The film opens by visualizing an event referred to only in dialogue in the original: We see the merchant Antonio (Jeremy Irons) spit at Shylock on the Rialto bridge, as part of a demonstration against the Jews who are both needed and hated in Venice -- needed, because without money-lenders, the city's economy cannot function, and hated, because Christians must therefore do business with the same people they have long executed a blood libel against.
That Antonio spits at Shylock, asks him for a loan of 3,000 ducats and boldly tells him he would spit at him again is, in modern terms, asking for it. That Shylock lends him the money against the guarantee of a pound of flesh is not simply a cruelty, but has a certain reason; Shakespeare's dialogue makes it clear that Shylock proudly declines to accept any monetary interest from Antonio and has every reason to think Antonio can repay the loan, which means that Shylock will have borrowed the money at cost to himself and lent it to Antonio for free. That Antonio comes within a whisper of losing his flesh and his life is, after all, the result of a bargain he quickly agreed to, because he also thought he would escape without paying interest. Shakespeare's great courtroom scene, in which the Doge must decide between the claims of Shylock and the life of Antonio, is undercut by the farce of the cross-dressing Portia's last-second appeal; on the merits of the case, Shylock should win.
But I have written as if you know who Shylock and Antonio and Portia are, and you may not; "The Merchant of Venice" is studiously avoided in those courses that seek to introduce Shakespeare to students, who can tell you all about Romeo and Juliet. One of the strengths of the film is its clarity. A written prologue informs us of the conditions of Jewish life in Venice in 1586; Jews were forced to live in a confined area that gave the word ghetto to the world, were forbidden to move through the city after dark (although they seem to do a lot of that in the film), and were tolerated because Christians were forbidden to lend money at interest, and somebody had to.
The plot is driven from the comic side, by the desire of Bassanio (Joseph Fiennes) to wed the fair Portia (Lynn Collins). She has been left by her father's will in the position of a game show prize; her suitors are shown chests of gold, silver and lead, and made to choose one; inside the lucky chest is the token of their prize. Elementary gamesmanship cries out "Lead! Choose the lead!" but one royal hopeful after another goes for the glitter, and the impoverished Bassanio still has a chance.
He will need money to finance his courtship and turns to his friend Antonio. The play famously opens with Antonio's melancholy ("I know not why I am so sad"), but the casting of Jeremy Irons makes that opening speech unnecessary; he is an actor to whom sadness comes without effort, and a dark gloom envelops him throughout the story. The reason for this is implied by Shakespeare and made clear by Radford: Antonio is in love with Bassanio, and in effect is being asked for a loan to finance his own romantic disappointment. Whether he and Bassanio were actually lovers is a good question. How genuinely Bassanio can love Portia the lottery prize is another. That these two questions exist in the same place is a demonstration of the way in which Shakespeare boldly juxtaposes inner torment and screwball comedy.

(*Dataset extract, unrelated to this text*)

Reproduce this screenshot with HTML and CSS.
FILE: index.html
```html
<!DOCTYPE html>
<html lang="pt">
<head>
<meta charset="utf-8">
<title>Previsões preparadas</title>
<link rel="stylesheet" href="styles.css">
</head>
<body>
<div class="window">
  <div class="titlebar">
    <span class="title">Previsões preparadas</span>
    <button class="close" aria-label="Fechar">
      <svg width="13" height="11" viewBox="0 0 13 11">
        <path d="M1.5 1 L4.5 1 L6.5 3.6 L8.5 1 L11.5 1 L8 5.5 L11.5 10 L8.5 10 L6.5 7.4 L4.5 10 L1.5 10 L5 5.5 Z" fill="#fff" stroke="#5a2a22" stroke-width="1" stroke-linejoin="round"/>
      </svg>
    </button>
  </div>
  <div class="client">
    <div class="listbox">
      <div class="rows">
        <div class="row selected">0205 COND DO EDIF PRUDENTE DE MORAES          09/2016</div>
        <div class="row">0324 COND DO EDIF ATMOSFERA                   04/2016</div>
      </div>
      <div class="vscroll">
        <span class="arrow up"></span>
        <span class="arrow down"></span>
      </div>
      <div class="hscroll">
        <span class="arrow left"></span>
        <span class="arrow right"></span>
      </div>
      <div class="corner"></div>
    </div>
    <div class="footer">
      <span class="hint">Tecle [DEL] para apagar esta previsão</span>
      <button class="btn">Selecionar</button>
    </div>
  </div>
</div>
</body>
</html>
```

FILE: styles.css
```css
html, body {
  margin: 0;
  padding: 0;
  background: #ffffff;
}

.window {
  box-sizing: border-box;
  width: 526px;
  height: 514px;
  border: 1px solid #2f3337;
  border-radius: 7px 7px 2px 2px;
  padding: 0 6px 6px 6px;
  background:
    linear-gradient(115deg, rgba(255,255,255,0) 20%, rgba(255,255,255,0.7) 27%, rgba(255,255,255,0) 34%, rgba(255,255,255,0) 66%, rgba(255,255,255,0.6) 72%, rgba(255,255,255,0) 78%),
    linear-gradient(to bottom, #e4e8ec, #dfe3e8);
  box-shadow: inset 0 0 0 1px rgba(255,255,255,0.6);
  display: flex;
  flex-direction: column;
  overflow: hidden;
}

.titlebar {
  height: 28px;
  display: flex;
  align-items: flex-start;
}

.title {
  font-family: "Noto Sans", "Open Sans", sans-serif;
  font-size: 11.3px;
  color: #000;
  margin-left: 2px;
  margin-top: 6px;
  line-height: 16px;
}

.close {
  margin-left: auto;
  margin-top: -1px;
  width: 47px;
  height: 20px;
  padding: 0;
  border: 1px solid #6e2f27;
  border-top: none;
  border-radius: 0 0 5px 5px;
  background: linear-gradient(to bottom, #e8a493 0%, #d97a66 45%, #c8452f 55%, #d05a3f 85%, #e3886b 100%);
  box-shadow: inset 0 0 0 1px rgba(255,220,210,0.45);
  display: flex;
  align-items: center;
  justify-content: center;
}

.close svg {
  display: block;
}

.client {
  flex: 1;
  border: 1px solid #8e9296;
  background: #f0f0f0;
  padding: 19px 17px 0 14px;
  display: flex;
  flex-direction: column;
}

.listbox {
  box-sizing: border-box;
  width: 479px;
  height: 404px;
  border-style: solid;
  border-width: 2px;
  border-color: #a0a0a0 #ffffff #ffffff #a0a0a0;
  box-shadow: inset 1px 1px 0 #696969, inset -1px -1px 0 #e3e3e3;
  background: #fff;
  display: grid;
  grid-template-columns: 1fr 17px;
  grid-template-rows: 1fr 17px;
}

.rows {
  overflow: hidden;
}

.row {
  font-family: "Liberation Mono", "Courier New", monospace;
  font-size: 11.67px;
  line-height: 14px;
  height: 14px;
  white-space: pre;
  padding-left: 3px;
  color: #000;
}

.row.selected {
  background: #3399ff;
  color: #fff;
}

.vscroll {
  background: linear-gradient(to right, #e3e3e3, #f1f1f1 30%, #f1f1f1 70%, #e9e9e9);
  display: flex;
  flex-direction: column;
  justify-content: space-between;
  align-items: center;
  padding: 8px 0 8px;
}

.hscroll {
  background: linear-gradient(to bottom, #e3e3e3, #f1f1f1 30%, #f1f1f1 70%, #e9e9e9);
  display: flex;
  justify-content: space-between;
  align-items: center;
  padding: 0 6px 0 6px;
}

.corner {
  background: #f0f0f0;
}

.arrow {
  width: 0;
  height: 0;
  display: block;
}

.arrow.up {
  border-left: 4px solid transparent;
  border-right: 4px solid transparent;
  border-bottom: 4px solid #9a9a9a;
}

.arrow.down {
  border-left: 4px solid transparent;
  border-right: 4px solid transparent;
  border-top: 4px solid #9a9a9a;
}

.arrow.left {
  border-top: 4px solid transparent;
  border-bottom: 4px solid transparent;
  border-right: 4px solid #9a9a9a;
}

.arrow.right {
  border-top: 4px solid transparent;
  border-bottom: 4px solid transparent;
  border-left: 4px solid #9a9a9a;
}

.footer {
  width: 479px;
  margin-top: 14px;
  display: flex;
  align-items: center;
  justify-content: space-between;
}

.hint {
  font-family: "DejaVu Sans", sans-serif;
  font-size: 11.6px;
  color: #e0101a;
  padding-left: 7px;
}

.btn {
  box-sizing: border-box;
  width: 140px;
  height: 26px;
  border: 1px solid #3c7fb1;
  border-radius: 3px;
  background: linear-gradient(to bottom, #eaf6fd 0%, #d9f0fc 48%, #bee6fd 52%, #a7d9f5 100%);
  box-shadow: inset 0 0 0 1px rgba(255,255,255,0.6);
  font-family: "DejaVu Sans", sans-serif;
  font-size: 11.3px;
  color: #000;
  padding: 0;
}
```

Shylock is a cruel caricature, but isn't he also one of the first Jews allowed to speak for himself in gentile European literature, to argue his case, to reveal his humanity? It's possible that Shakespeare never actually met a Jew (to be a Catholic was a hanging offense in his England), but then he never visitedVenice, either -- or France, Denmark and the seacoast of Bohemia. His Shylock begins as a lift from literary sources, like so many of his characters, and is transformed by his genius into a man of feelings and deep wounds. There is a kind of mad incongruity in the play's intersecting stories, one ending in sunshine, marriage and happiness, the other in Shylock's loss of everything -- daughter, fortune, home and respect. And Shylock's great speech, beginning "Hath not a Jew eyes?" is a cry against anti-Semitism that rings down through the centuries. It is wrong to say that "The Merchant of Venice" is not "really" anti-Semitic -- of course it is -- but its venom is undercut by Shakespeare's inability to objectify any of his important characters. He always sees the man inside.

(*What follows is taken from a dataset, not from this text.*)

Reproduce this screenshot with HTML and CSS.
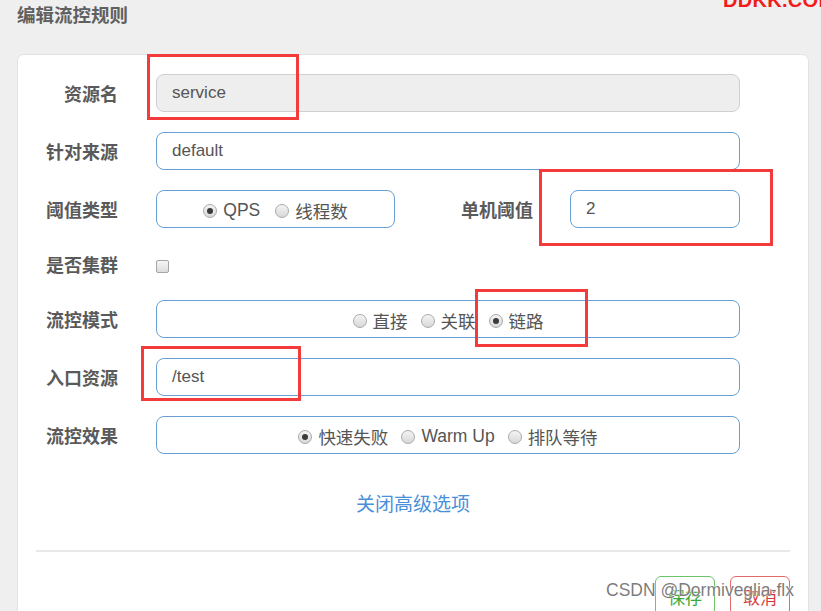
FILE: index.html
```html
<!DOCTYPE html>
<html lang="zh">
<head>
<meta charset="utf-8">
<title>编辑流控规则</title>
<link rel="stylesheet" href="styles.css">
</head>
<body>
<div class="page">
  <div class="brand">DDKK.COM</div>
  <header class="title">编辑流控规则</header>
  <section class="card">
    <div class="row">
      <span class="lbl">资源名</span>
      <div class="field disabled">service</div>
    </div>
    <div class="row">
      <span class="lbl">针对来源</span>
      <div class="field">default</div>
    </div>
    <div class="row">
      <span class="lbl">阈值类型</span>
      <div class="group short">
        <span class="opt"><i class="radio on"></i>QPS</span>
        <span class="opt"><i class="radio"></i>线程数</span>
      </div>
      <span class="lbl lbl2">单机阈值</span>
      <div class="field small">2</div>
    </div>
    <div class="row check-row">
      <span class="lbl">是否集群</span>
      <i class="checkbox"></i>
    </div>
    <div class="row">
      <span class="lbl">流控模式</span>
      <div class="group">
        <span class="opt"><i class="radio"></i>直接</span>
        <span class="opt"><i class="radio"></i>关联</span>
        <span class="opt"><i class="radio on"></i>链路</span>
      </div>
    </div>
    <div class="row">
      <span class="lbl">入口资源</span>
      <div class="field">/test</div>
    </div>
    <div class="row">
      <span class="lbl">流控效果</span>
      <div class="group">
        <span class="opt"><i class="radio on"></i>快速失败</span>
        <span class="opt"><i class="radio"></i>Warm Up</span>
        <span class="opt"><i class="radio"></i>排队等待</span>
      </div>
    </div>
    <div class="advanced"><a class="link">关闭高级选项</a></div>
    <div class="divider"></div>
    <div class="actions">
      <button class="btn save">保存</button>
      <button class="btn cancel">取消</button>
    </div>
  </section>
  <div class="mark m1"></div>
  <div class="mark m2"></div>
  <div class="mark m3"></div>
  <div class="mark m4"></div>
  <div class="watermark">CSDN @Dormiveglia-flx</div>
</div>
</body>
</html>
```
FILE: styles.css
```css
html, body {
  margin: 0;
  padding: 0;
}
body {
  background: #efefef;
  font-family: "Liberation Sans", "Noto Sans CJK SC", sans-serif;
  color: #555;
  width: 821px;
  height: 611px;
  overflow: hidden;
}
.page {
  position: relative;
  width: 821px;
  height: 611px;
  overflow: hidden;
}
.brand {
  position: absolute;
  left: 723px;
  top: -11px;
  font-size: 20px;
  font-weight: bold;
  color: #f21c1c;
  letter-spacing: 0.3px;
  white-space: nowrap;
}
.title {
  height: 54px;
  box-sizing: border-box;
  padding: 2px 0 0 17px;
  font-size: 18.5px;
  font-weight: bold;
  color: #606060;
  line-height: 28px;
}
.card {
  margin-left: 17px;
  width: 792px;
  height: 620px;
  box-sizing: border-box;
  background: #fff;
  border: 1px solid #e2e2e2;
  border-radius: 7px;
  padding-top: 19px;
}
.row {
  display: flex;
  align-items: center;
  height: 38px;
  margin-bottom: 20px;
}
.check-row {
  height: 32px;
}
.lbl {
  width: 100px;
  margin-right: 38px;
  text-align: right;
  font-size: 18px;
  font-weight: bold;
  color: #5a5a5a;
  white-space: nowrap;
  line-height: 38px;
  padding-top: 4px;
}
.lbl2 {
  width: 138px;
  margin-right: 37px;
}
.field {
  width: 584px;
  height: 38px;
  box-sizing: border-box;
  border: 1px solid #6a9fd6;
  border-radius: 8px;
  padding-left: 15px;
  font-size: 17px;
  line-height: 36px;
  color: #555;
  background: #fff;
}
.field.disabled {
  background: #eeeeee;
  border-color: #d0d0d0;
}
.field.small {
  width: 170px;
}
.group {
  width: 584px;
  height: 38px;
  box-sizing: border-box;
  border: 1px solid #6a9fd6;
  border-radius: 8px;
  display: flex;
  justify-content: center;
  align-items: center;
  gap: 13px;
  padding-top: 3px;
  font-size: 17.5px;
  color: #555;
}
.group.short {
  width: 239px;
  gap: 15px;
}
.opt {
  display: inline-flex;
  align-items: center;
  gap: 6px;
  white-space: nowrap;
}
.radio {
  display: inline-block;
  width: 12px;
  height: 12px;
  border-radius: 50%;
  border: 1px solid #a9a9a9;
  background: linear-gradient(#f4f4f4, #d8d8d8);
  position: relative;
  flex: none;
}
.radio.on::after {
  content: "";
  position: absolute;
  left: 3px;
  top: 3px;
  width: 6px;
  height: 6px;
  border-radius: 50%;
  background: #3a3a3a;
}
.checkbox {
  display: inline-block;
  width: 11px;
  height: 11px;
  border: 1px solid #a5a5a5;
  border-radius: 2px;
  background: linear-gradient(#f6f6f6, #dcdcdc);
  margin-top: 5px;
}
.advanced {
  text-align: center;
  margin-top: 36px;
  height: 30px;
  line-height: 30px;
}
.link {
  font-size: 19px;
  color: #4a90d9;
}
.divider {
  margin: 30px 18px 0 18px;
  height: 2px;
  background: #e8e8e8;
}
.actions {
  display: flex;
  justify-content: flex-end;
  gap: 15px;
  margin: 24px 18px 0 0;
}
.btn {
  width: 60px;
  height: 40px;
  box-sizing: border-box;
  background: #fff;
  border-radius: 6px;
  font-family: "Liberation Sans", "Noto Sans CJK SC", sans-serif;
  font-size: 17px;
  padding: 0;
}
.save {
  border: 1px solid #6cc46c;
  color: #3ea83e;
}
.cancel {
  border: 1px solid #e06a6a;
  color: #d43a3a;
}
.mark {
  position: absolute;
  border: 3px solid #f33b3b;
  box-sizing: border-box;
}
.m1 { left: 147px; top: 54px; width: 152px; height: 66px; }
.m2 { left: 539px; top: 169px; width: 234px; height: 77px; }
.m3 { left: 475px; top: 289px; width: 113px; height: 58px; }
.m4 { left: 141px; top: 346px; width: 160px; height: 55px; }
.watermark {
  position: absolute;
  left: 606px;
  top: 580px;
  font-size: 17.5px;
  color: rgba(100, 100, 100, 0.85);
  white-space: nowrap;
  text-shadow: 0 0 1px #fff, 0 0 2px #fff;
}
```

Pacino is a fascinating actor. As he has grown older he has grown more fierce. He is charged sometimes with overacting, but never with bad acting; he follows the emotions of his characters fearlessly, not protecting himself, and here he lays bare Shylock's lacerated soul. He has a way of attacking and caressing Shakespeare's language at the same time. He loves it. It allows him reach and depth. His performance here is incandescent.
Of the others, Irons finds the perfect note for the treacherous role of Antonio; making his love for Bassanio obvious is the way to make his behavior explicable, and so Antonio for once is poignant, instead of merely a mope. The young people, Bassanio and Portia, resolutely inhabit their comedy, unaware of the suffering their romance is causing for others. Only Jessica (Zuleikha Robinson) still seems inexplicable; how can she do what she does to her father, Shylock, with such vacuous contentment?
The film is wonderful to look at, saturated in Renaissance colors and shadows, filmed in Venice, which is the only location that is also a set. It has greatness in moments, and is denied greatness overall only because it is such a peculiar construction; watching it is like channel-surfing between a teen romance and a dark abysm of loss and grief. Shylock and Antonio, if they were not made strangers by hatred, would make good companions for long, sad conversations punctuated by wounded silences.